Thioredoxin-independent Regulation of Metabolism by the α-Arrestin Proteins

• Published in: The Journal of biological chemistry Vol. 284; no. 37; pp. 24996 - 25003
• Main Authors: Patwari, Parth, Chutkow, William A., Cummings, Kiersten, Verstraeten, Valerie L.R.M., Lammerding, Jan, Schreiter, Eric R., Lee, Richard T.
• Format: Journal Article
• Language: English
• Published: United States Elsevier Inc 11.09.2009; American Society for Biochemistry and Molecular Biology
• Subjects: Amino Acid Sequence; Animals; Arrestin - metabolism; Arrestins - physiology; Carrier Proteins - physiology; Fibroblasts - metabolism; Gene Expression Regulation; Humans; Metabolism and Bioenergetics; Mice; Molecular Sequence Data; Mutation; Plasmids - metabolism; Protein Structure, Tertiary; Sequence Homology, Amino Acid; Thioredoxins - physiology
• ISSN: 0021-9258; 1083-351X
• DOI: 10.1074/jbc.M109.018093

Thioredoxin-interacting protein (Txnip), originally characterized as an inhibitor of thioredoxin, is now known to be a critical regulator of glucose metabolism in vivo.

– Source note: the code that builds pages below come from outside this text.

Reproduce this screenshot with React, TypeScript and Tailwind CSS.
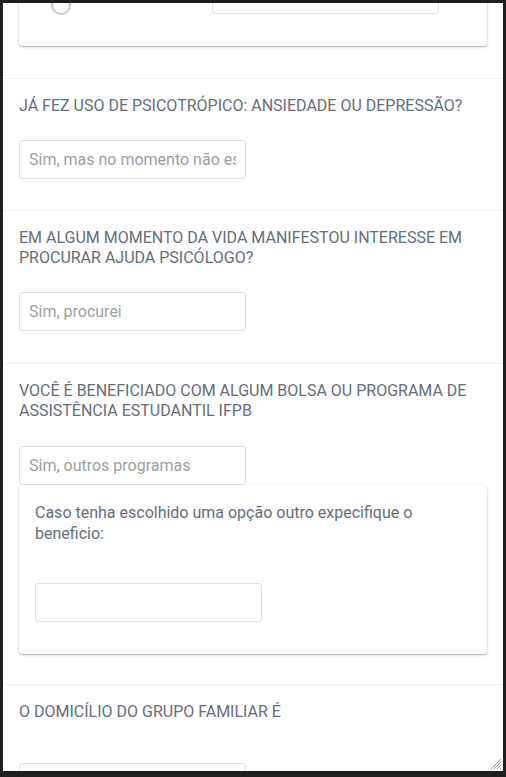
import React from 'react';

const font = { fontFamily: 'Roboto, "Noto Sans", Arial, sans-serif' };

const Field: React.FC<{ placeholder?: string; className?: string }> = ({ placeholder, className = '' }) => (
  <input
    readOnly
    placeholder={placeholder}
    className={`block h-[39px] w-[227px] rounded-[3px] border border-[#e0e0e0] bg-white px-[9px] text-[16px] text-[#333] outline-none placeholder:text-[#9e9e9e] ${className}`}
    style={font}
  />
);

const Section: React.FC<{ title: string; gap?: string; pb?: string; children?: React.ReactNode }> = ({
  title,
  gap = 'mt-[24px]',
  pb = 'pb-[31px]',
  children,
}) => (
  <section className={`border-t border-[#f0f0f0] px-[16px] pt-[17px] ${pb}`}>
    <h3 className="text-[16px] leading-[20px] font-normal uppercase text-[#656e79]">{title}</h3>
    <div className={gap}>{children}</div>
  </section>
);

export default function App() {
  return (
    <div className="h-[777px] w-[506px] bg-[#1f1f1f] px-[3px] pt-[3px] pb-[6px]" style={font}>
      <div className="relative h-full overflow-hidden bg-white">
        {/* scrolled content */}
        <div className="px-[16px] pb-[32px]">
          <div className="-mt-[49px] rounded-[4px] bg-white px-[32px] pt-[21px] pb-[32px] shadow-[0_1px_3px_rgba(0,0,0,0.22),0_1px_1px_rgba(0,0,0,0.12)]">
            <div className="flex h-[39px] items-end gap-[10px]">
              <span className="mb-[-1px] block h-[20px] w-[20px] shrink-0 rounded-full border-2 border-[#c4c7cc]" />
              <span className="mb-[14px] w-[121px] text-[16px] text-[#656e79]">Outro, qual?</span>
              <Field />
            </div>
          </div>
        </div>

        <Section title="Já fez uso de psicotrópico: ansiedade ou depressão?">
          <Field placeholder="Sim, mas no momento não está fazendo uso" />
        </Section>

        <Section title="Em algum momento da vida manifestou interesse em procurar ajuda psicólogo?" pb="pb-[32px]">
          <Field placeholder="Sim, procurei" />
        </Section>

        <Section
          title="Você é beneficiado com algum bolsa ou programa de assistência estudantil IFPB"
          gap="mt-[25px]"
          pb="pb-[30px]"
        >
          <Field placeholder="Sim, outros programas" />
          <div className="rounded-[4px] bg-white px-[16px] pt-[17px] pb-[32px] shadow-[0_1px_3px_rgba(0,0,0,0.22),0_1px_1px_rgba(0,0,0,0.12)]">
            <p className="text-[16px] leading-[21px] text-[#656e79]">
              Caso tenha escolhido uma opção outro expecifique o beneficio:
            </p>
            <Field className="mt-[39px]" />
          </div>
        </Section>

        <Section title="O domicílio do grupo familiar é" gap="mt-[41px]">
          <Field />
        </Section>

        <svg className="absolute right-[1px] bottom-[1px]" width="13" height="13" viewBox="0 0 13 13">
          <path d="M12 2 L2 12 M12 5 L5 12 M12 8 L8 12 M12 11 L11 12" stroke="#9a9a9a" strokeWidth="1" />
        </svg>
      </div>
    </div>
  );
}
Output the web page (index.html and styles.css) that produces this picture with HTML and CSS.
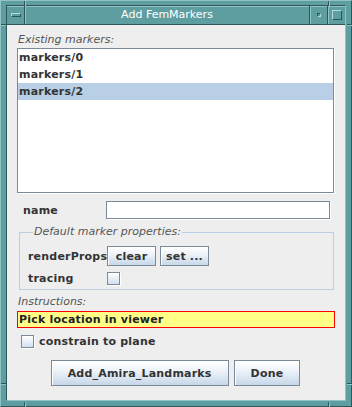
FILE: index.html
```html
<!DOCTYPE html>
<html lang="en">
<head>
    <meta charset="UTF-8">
    <title>Add FemMarkers</title>
    <link rel="stylesheet" href="styles.css">
</head>
<body>
    <div class="window">
        <div class="frame">
            <div class="titlebar">
                <div class="tb-btn tb-left"><span class="ico-min"></span></div>
                <div class="tb-title">Add FemMarkers</div>
                <div class="tb-btn"><span class="ico-dot"></span></div>
                <div class="tb-btn"><span class="ico-max"></span></div>
            </div>

            <div class="content">
                <div class="cap">Existing markers:</div>
                <div class="list">
                    <div class="item">markers/0</div>
                    <div class="item">markers/1</div>
                    <div class="item sel">markers/2</div>
                </div>

                <div class="row name-row">
                    <span class="lbl">name</span>
                    <span class="field"></span>
                </div>

                <fieldset class="group">
                    <legend>Default marker properties:</legend>
                    <div class="row">
                        <span class="lbl">renderProps</span>
                        <button class="btn small">clear</button>
                        <button class="btn small">set ...</button>
                    </div>
                    <div class="row tracing-row">
                        <span class="lbl">tracing</span>
                        <span class="chk"></span>
                    </div>
                </fieldset>

                <div class="cap instr">Instructions:</div>
                <div class="msg">Pick location in viewer</div>

                <div class="row plane-row">
                    <span class="chk"></span>
                    <span class="plain">constrain to plane</span>
                </div>

                <div class="actions">
                    <button class="btn big">Add_Amira_Landmarks</button>
                    <button class="btn big">Done</button>
                </div>
            </div>
        </div>

        <!-- resize corner marks on the frame -->
        <span class="tick v" style="left:23px; top:0"></span>
        <span class="tick v" style="left:327px; top:0"></span>
        <span class="tick v" style="left:23px; top:401px"></span>
        <span class="tick v" style="left:327px; top:401px"></span>
        <span class="tick h" style="left:0; top:23px"></span>
        <span class="tick h" style="left:346px; top:23px"></span>
        <span class="tick h" style="left:0; top:382px"></span>
        <span class="tick h" style="left:346px; top:382px"></span>
    </div>
</body>
</html>
```

FILE: styles.css
```css
body {
    margin: 0;
    background: #5f9ea0;
    font-family: "DejaVu Sans", sans-serif;
}
.window {
    position: relative;
    width: 352px;
    height: 407px;
    box-sizing: border-box;
    background: #5f9ea0;
    border: 1px solid;
    border-color: #92c3c4 #2d5758 #2d5758 #92c3c4;
    padding: 4px 5px 5px 5px;
    display: flex;
}
.frame {
    flex: 1;
    display: flex;
    flex-direction: column;
    border: 1px solid;
    border-color: #2d5758 #92c3c4 #92c3c4 #2d5758;
}
.titlebar {
    height: 19px;
    box-sizing: border-box;
    display: flex;
    border-bottom: 1px solid #2d5758;
}
.tb-btn {
    width: 17px;
    display: flex;
    align-items: center;
    justify-content: center;
    border-left: 1px solid #2d5758;
    box-shadow: inset 1px 1px 0 #92c3c4;
}
.tb-left {
    border-left: none;
    border-right: 1px solid #2d5758;
    box-shadow: inset 0 1px 0 #92c3c4;
}
.tb-title {
    flex: 1;
    text-align: center;
    color: #fff;
    font-family: "DejaVu Sans", sans-serif;
    font-size: 11px;
    line-height: 18px;
    box-shadow: inset 1px 1px 0 #92c3c4;
}
.ico-min {
    width: 10px;
    height: 4px;
    box-sizing: border-box;
    border: 1px solid;
    border-color: #b4dadb #2d5758 #2d5758 #b4dadb;
}
.ico-dot {
    width: 4px;
    height: 4px;
    box-sizing: border-box;
    border: 1px solid;
    border-color: #2d5758 #b4dadb #b4dadb #2d5758;
}
.ico-max {
    width: 10px;
    height: 10px;
    box-sizing: border-box;
    border: 1px solid;
    border-color: #b4dadb #2d5758 #2d5758 #b4dadb;
}
.tick {
    position: absolute;
    background: #2d5758;
}
.tick.v {
    width: 1px;
    height: 5px;
    box-shadow: 1px 0 0 #92c3c4;
}
.tick.h {
    width: 5px;
    height: 1px;
    box-shadow: 0 1px 0 #92c3c4;
}

.content {
    flex: 1;
    background: #eeeeee;
    padding: 7px 11px 0 10px;
    display: flex;
    flex-direction: column;
    color: #333;
    font-size: 11px;
    font-weight: bold;
    letter-spacing: 0.2px;
}
.cap {
    font-style: italic;
    font-weight: normal;
    font-size: 11px;
    line-height: 16px;
    letter-spacing: 0;
    color: #555;
    padding-left: 1px;
}
.list {
    height: 145px;
    box-sizing: border-box;
    background: #fff;
    border: 1px solid #7a8a99;
    box-shadow: 1px 1px 0 #fff;
}
.item {
    height: 17px;
    line-height: 17px;
    padding-left: 1px;
}
.item.sel {
    background: #b8cfe5;
}
.row {
    display: flex;
    align-items: center;
}
.lbl {
    box-sizing: border-box;
    width: 89px;
    padding-left: 6px;
}
.name-row {
    margin-top: 8px;
}
.field {
    width: 224px;
    height: 18px;
    box-sizing: border-box;
    background: #fff;
    border: 1px solid #7a8a99;
    box-shadow: 1px 1px 0 #fff;
}
.group {
    margin: 6px 0 0 2px;
    padding: 7px 0 2px 8px;
    border: 1px solid #b8cfe5;
}
.group legend {
    margin-left: 5px;
    padding: 0 1px;
    font-style: italic;
    font-weight: normal;
    font-size: 11px;
    line-height: 14px;
    letter-spacing: 0;
    color: #555;
}
.group .lbl {
    width: 79px;
    padding-left: 0;
}
.btn {
    font-family: "DejaVu Sans", sans-serif;
    font-weight: bold;
    font-size: 11px;
    letter-spacing: 0.2px;
    color: #333;
    border: 1px solid #7a8a99;
    border-radius: 0;
    background: linear-gradient(to bottom, #ffffff 0%, #eef3f9 40%, #c6d7e9 100%);
    box-shadow: inset 1px 1px 0 #fff;
    padding: 0;
}
.btn.small {
    width: 49px;
    height: 20px;
    margin-right: 4px;
}
.tracing-row {
    margin-top: 3px;
    height: 18px;
}
.chk {
    width: 13px;
    height: 13px;
    box-sizing: border-box;
    border: 1px solid #7a8a99;
    background: linear-gradient(to bottom, #ffffff, #d3e0ee);
    box-shadow: 1px 1px 0 #fff;
}
.instr {
    margin-top: 4px;
}
.msg {
    height: 17px;
    box-sizing: border-box;
    margin-top: 1px;
    margin-right: -1px;
    border: 1px solid #ff0000;
    background: #ffff88;
    line-height: 15px;
    padding-left: 1px;
    color: #222;
}
.plane-row {
    margin-top: 7px;
    padding-left: 4px;
    gap: 5px;
}
.actions {
    margin-top: 12px;
    display: flex;
    justify-content: center;
    gap: 5px;
}
.btn.big {
    height: 26px;
    padding: 0 16px;
}
```
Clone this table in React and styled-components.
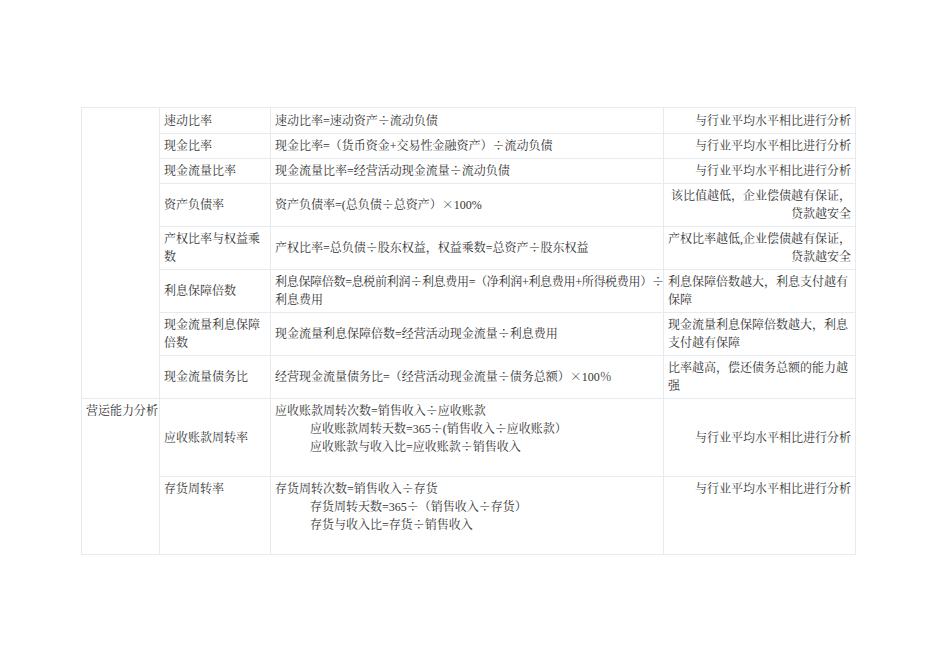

Txnip is a member of the α-arrestin protein family; the α-arrestins are related to the classical β-arrestins and visual arrestins. Txnip is the only α-arrestin known to bind thioredoxin, and it is not known whether the metabolic effects of Txnip are related to its ability to bind thioredoxin or related to conserved α-arrestin function. Here we show that wild type Txnip and Txnip C247S, a Txnip mutant that does not bind thioredoxin in vitro, both inhibit glucose uptake in mature adipocytes and in primary skin fibroblasts. Furthermore, we show that Txnip C247S does not bind thioredoxin in cells, using thiol alkylation to trap the Txnip-thioredoxin complex. Because Txnip function was independent of thioredoxin binding, we tested whether inhibition of glucose uptake was conserved in the related α-arrestins Arrdc4 and Arrdc3. Both Txnip and Arrdc4 inhibited glucose uptake and lactate output, while Arrdc3 had no effect. Structure-function analysis indicated that Txnip and Arrdc4 inhibit glucose uptake independent of the C-terminal WW-domain binding motifs, recently identified as important in yeast α-arrestins. Instead, regulation of glucose uptake was intrinsic to the arrestin domains themselves. These data demonstrate that Txnip regulates cellular metabolism independent of its binding to thioredoxin and reveal the arrestin domains as crucial structural elements in metabolic functions of α-arrestin proteins.